# Start of Supplied data

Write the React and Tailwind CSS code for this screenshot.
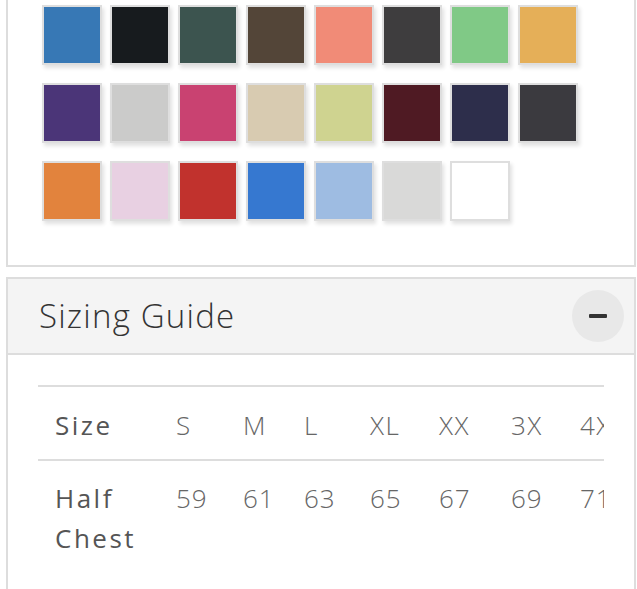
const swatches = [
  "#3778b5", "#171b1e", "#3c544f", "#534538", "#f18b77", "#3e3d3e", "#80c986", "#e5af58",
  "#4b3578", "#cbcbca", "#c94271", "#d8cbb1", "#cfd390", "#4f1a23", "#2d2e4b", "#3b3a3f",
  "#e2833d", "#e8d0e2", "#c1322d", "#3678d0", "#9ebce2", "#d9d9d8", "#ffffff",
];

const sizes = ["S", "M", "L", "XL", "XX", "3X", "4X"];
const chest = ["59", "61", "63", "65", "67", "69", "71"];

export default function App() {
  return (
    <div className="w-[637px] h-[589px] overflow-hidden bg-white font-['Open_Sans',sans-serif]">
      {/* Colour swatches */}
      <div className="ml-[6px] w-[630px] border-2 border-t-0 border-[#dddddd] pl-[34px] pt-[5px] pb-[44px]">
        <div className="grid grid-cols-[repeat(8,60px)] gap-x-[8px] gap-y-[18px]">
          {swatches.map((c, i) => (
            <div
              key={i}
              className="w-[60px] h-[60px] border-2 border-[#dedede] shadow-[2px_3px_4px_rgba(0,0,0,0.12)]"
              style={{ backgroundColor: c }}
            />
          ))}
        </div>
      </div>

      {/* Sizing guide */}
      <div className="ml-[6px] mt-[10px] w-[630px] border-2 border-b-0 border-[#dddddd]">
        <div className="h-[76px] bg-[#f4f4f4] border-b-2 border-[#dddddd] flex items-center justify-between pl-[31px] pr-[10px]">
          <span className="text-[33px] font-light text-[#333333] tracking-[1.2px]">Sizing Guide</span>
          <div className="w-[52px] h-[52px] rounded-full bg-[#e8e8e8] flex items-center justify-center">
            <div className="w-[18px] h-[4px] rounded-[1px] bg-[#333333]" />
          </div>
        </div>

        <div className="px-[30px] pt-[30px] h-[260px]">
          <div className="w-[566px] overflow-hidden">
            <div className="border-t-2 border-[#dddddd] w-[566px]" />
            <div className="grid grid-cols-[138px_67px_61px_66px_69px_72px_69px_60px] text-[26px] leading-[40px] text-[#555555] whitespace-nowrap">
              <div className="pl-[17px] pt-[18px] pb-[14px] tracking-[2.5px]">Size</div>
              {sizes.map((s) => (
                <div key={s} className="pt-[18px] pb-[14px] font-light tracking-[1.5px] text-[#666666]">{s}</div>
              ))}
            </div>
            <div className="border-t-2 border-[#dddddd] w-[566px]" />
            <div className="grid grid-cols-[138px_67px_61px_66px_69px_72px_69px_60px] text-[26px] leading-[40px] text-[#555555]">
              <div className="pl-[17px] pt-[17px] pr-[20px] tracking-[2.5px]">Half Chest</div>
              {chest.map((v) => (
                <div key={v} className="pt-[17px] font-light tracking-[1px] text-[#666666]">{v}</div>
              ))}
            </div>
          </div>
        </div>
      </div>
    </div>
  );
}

# End of Supplied data

Task brief:
Each line of the data should be quoted exactly, with pictures left out.

Answer below:
Write the React and Tailwind CSS code for this screenshot.
const swatches = [
  "#3778b5", "#171b1e", "#3c544f", "#534538", "#f18b77", "#3e3d3e", "#80c986", "#e5af58",
  "#4b3578", "#cbcbca", "#c94271", "#d8cbb1", "#cfd390", "#4f1a23", "#2d2e4b", "#3b3a3f",
  "#e2833d", "#e8d0e2", "#c1322d", "#3678d0", "#9ebce2", "#d9d9d8", "#ffffff",
];

const sizes = ["S", "M", "L", "XL", "XX", "3X", "4X"];
const chest = ["59", "61", "63", "65", "67", "69", "71"];

export default function App() {
  return (
    <div className="w-[637px] h-[589px] overflow-hidden bg-white font-['Open_Sans',sans-serif]">
      {/* Colour swatches */}
      <div className="ml-[6px] w-[630px] border-2 border-t-0 border-[#dddddd] pl-[34px] pt-[5px] pb-[44px]">
        <div className="grid grid-cols-[repeat(8,60px)] gap-x-[8px] gap-y-[18px]">
          {swatches.map((c, i) => (
            <div
              key={i}
              className="w-[60px] h-[60px] border-2 border-[#dedede] shadow-[2px_3px_4px_rgba(0,0,0,0.12)]"
              style={{ backgroundColor: c }}
            />
          ))}
        </div>
      </div>

      {/* Sizing guide */}
      <div className="ml-[6px] mt-[10px] w-[630px] border-2 border-b-0 border-[#dddddd]">
        <div className="h-[76px] bg-[#f4f4f4] border-b-2 border-[#dddddd] flex items-center justify-between pl-[31px] pr-[10px]">
          <span className="text-[33px] font-light text-[#333333] tracking-[1.2px]">Sizing Guide</span>
          <div className="w-[52px] h-[52px] rounded-full bg-[#e8e8e8] flex items-center justify-center">
            <div className="w-[18px] h-[4px] rounded-[1px] bg-[#333333]" />
          </div>
        </div>

        <div className="px-[30px] pt-[30px] h-[260px]">
          <div className="w-[566px] overflow-hidden">
            <div className="border-t-2 border-[#dddddd] w-[566px]" />
            <div className="grid grid-cols-[138px_67px_61px_66px_69px_72px_69px_60px] text-[26px] leading-[40px] text-[#555555] whitespace-nowrap">
              <div className="pl-[17px] pt-[18px] pb-[14px] tracking-[2.5px]">Size</div>
              {sizes.map((s) => (
                <div key={s} className="pt-[18px] pb-[14px] font-light tracking-[1.5px] text-[#666666]">{s}</div>
              ))}
            </div>
            <div className="border-t-2 border-[#dddddd] w-[566px]" />
            <div className="grid grid-cols-[138px_67px_61px_66px_69px_72px_69px_60px] text-[26px] leading-[40px] text-[#555555]">
              <div className="pl-[17px] pt-[17px] pr-[20px] tracking-[2.5px]">Half Chest</div>
              {chest.map((v) => (
                <div key={v} className="pt-[17px] font-light tracking-[1px] text-[#666666]">{v}</div>
              ))}
            </div>
          </div>
        </div>
      </div>
    </div>
  );
}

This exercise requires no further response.